I am not just a photographer, but a writer and a poet, and I have come to realize how heavily words weigh on me to appropriately describe emotions, experiences, actions, and interpretations. As someone who agonizes for hours over the perfect words to describe the sand-between-teeth texture of horses’ shod hooves grinding against the crushed rock in a breezeless summer night, I’ll be damned if I don’t have a fine-tuned vocabulary for everything in and out of my reach.
I see it take a significant role in how I communicate the seemingly simple emotions; I am not angry, I’m flustered. I’m not nervous, I’m just anxious. Sometimes there is a pencil-thin line separating the two words, and whether it’s right or wrong I’ve come to accept it as a characteristic of my own nature. That effort and energy are what write the lines.
I often hear boudoir photography described as a “brave” act. To embrace yourself and all of your insecurities, and document yourself in the present; not what you want to be, or what you used to be, but what you are now, and to love that. To rise above resistance, and do so boldly, and bravely.
When I see the word brave tagged alongside these photographs of women in their own skin, something inside me hesitates, because I’m not sure that should be the standard of bravery.
As in, we are capable of more.
When I first said I wanted to pursue wildland fire, my aunts and my mother and my friends would lower their voices to say, That’s so tough–but for whatever form of self-preservation, I refused to let that phrase to settle in my mind. At that point in my career, I was just starting my physical training, and a quarter of a pull-up was tough, and I knew there was a hell of a lot more that lay ahead of me. I didn’t want to accept that word yet. I wanted to normalize the feeling of pulling and sweating and gripping until that quarter of a pull-up became a half. And then a quarter again, and then three-quarters, until all of that effort became one. God. Damn. Pull-up. And then two, and then four, and a year later, seven.
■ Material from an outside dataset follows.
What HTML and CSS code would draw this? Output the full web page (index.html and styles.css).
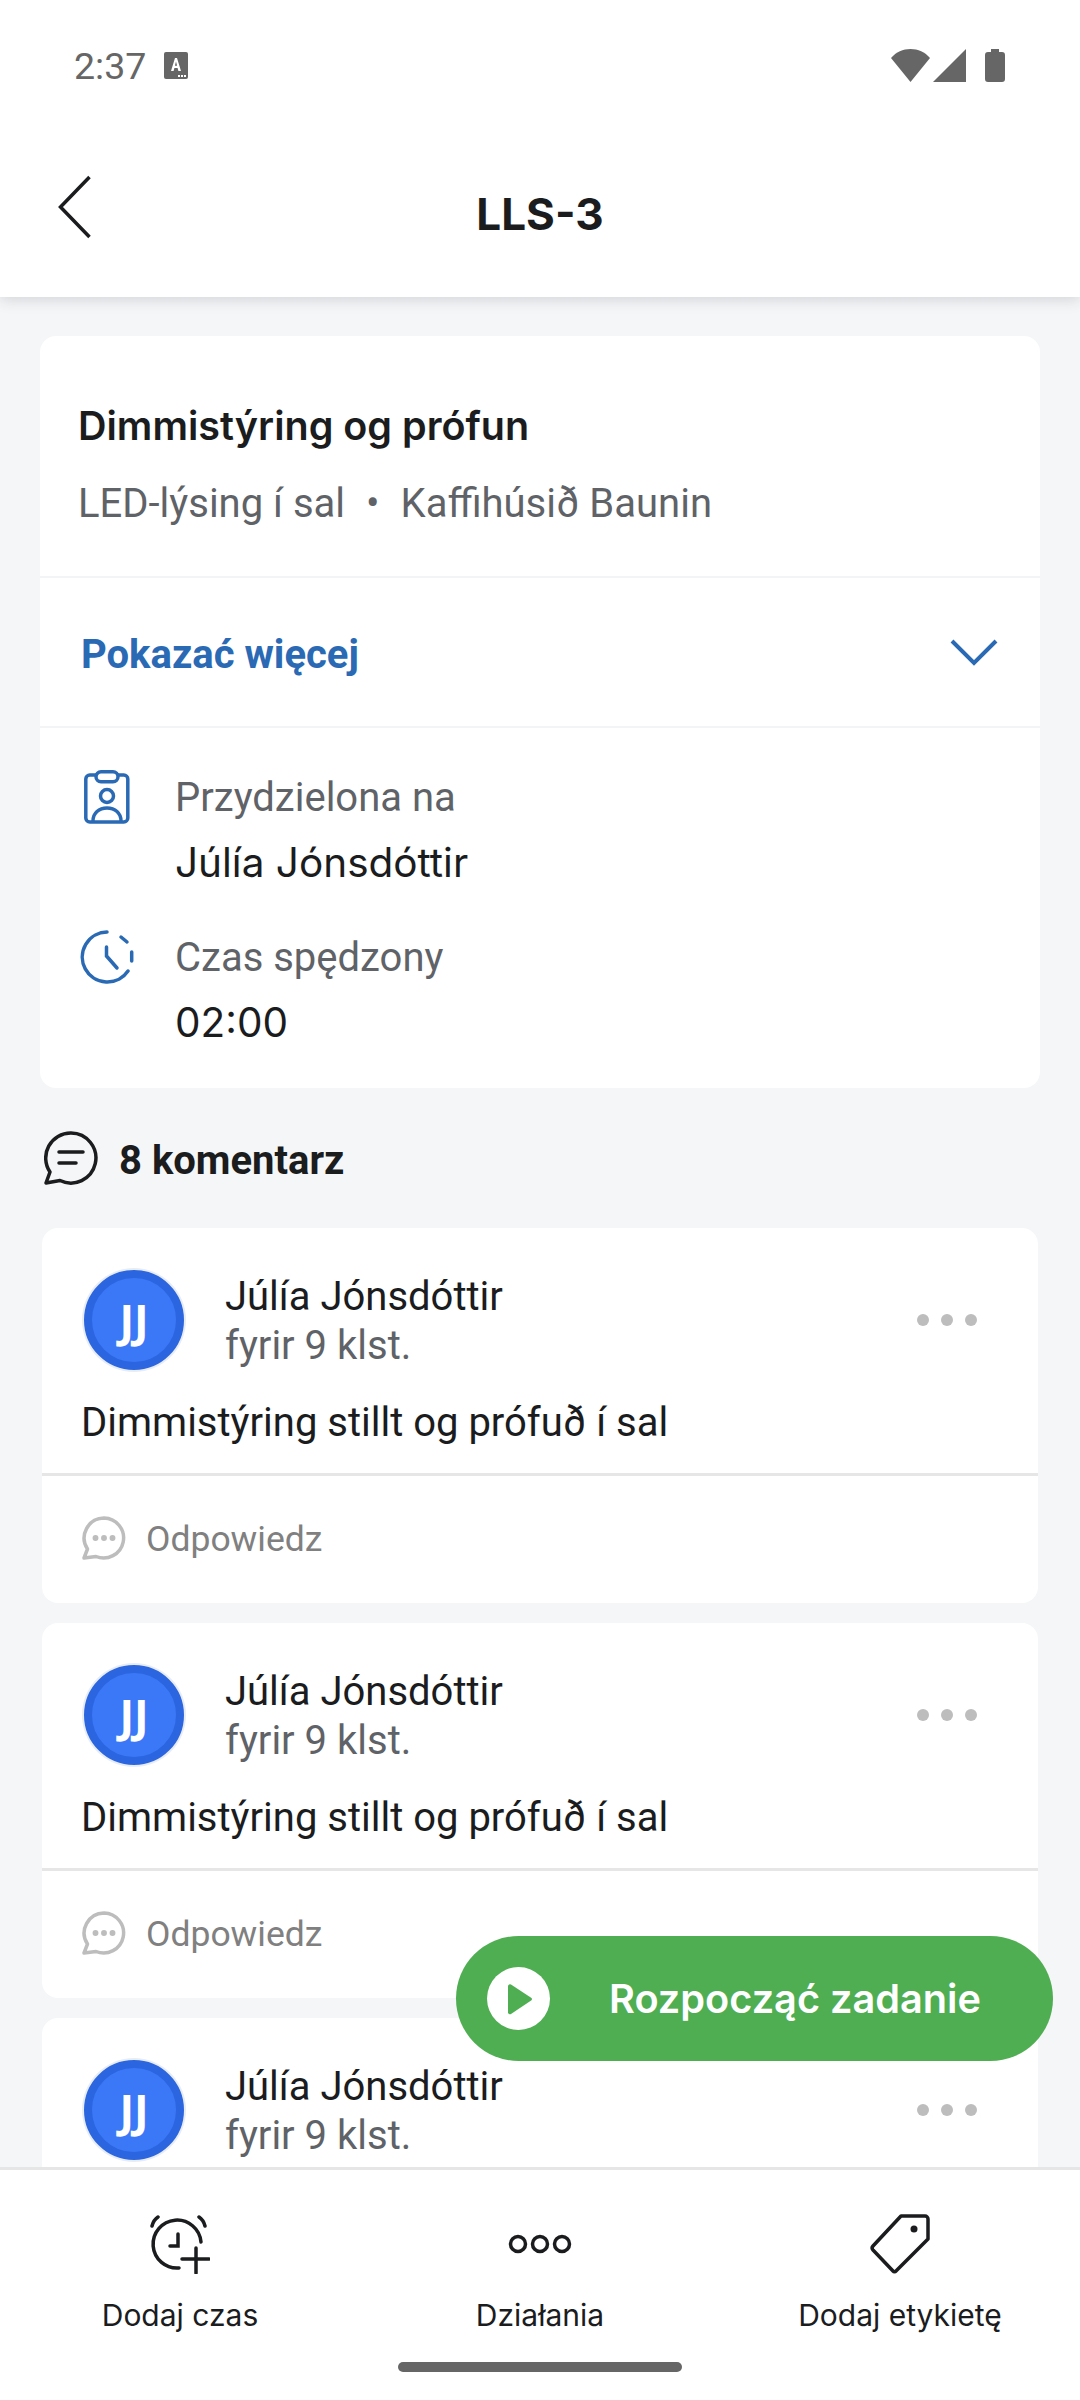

You know what I found out is tougher than seven pull-ups? Seven miles of running hills. Seven miles of hiking mountains. Seven miles of hustling seventy-five pounds around those mountains and trading saw tanks for fourteen hours with your partner. Seven days of that, and seven nights sleeping on the ground, and then seven more days, and seven more nights.
If I had allowed the word tough to describe the beginning of my journey in fire, I would have set the bar so low as to what I was capable of doing. I wouldn’t have gotten much farther than that first pull-up. I normalized hard, or tough, because I didn’t want it to define anything I was capable of accomplishing.
What would you tell your friend setting up to attempt a PR? Or overcoming an obstacle of health? Or someone who is about to do something completely out of their comfort zone?
You've got this.
Not, This is a big deal, and it's scary and difficult and possibly the most challenging thing you'll ever do.
YOU'VE GOT THIS, because you're capable of this, and everything that will follow.
If we cater to using the word brave to describe celebrating our bodies and selves, there has to be bigger things on which we're casting shadows.
Normalize bravery. Be it in your everyday life. Be it in your actions, your words, your career, your health, your family, your fitness. Boudoir is a documentation of you, and your strength, and your beauty. It’s a celebration. It’s acceptance. It's laughing in the face of standards. It's a monument to what you've overcome. At the end of the day, it's whatever YOU want it to be. And in my opinion, it’s just the surface of what you’re capable of.
Allow boudoir to inspire you, to motivate you, to commemorate you. But also allow it to be just the next step.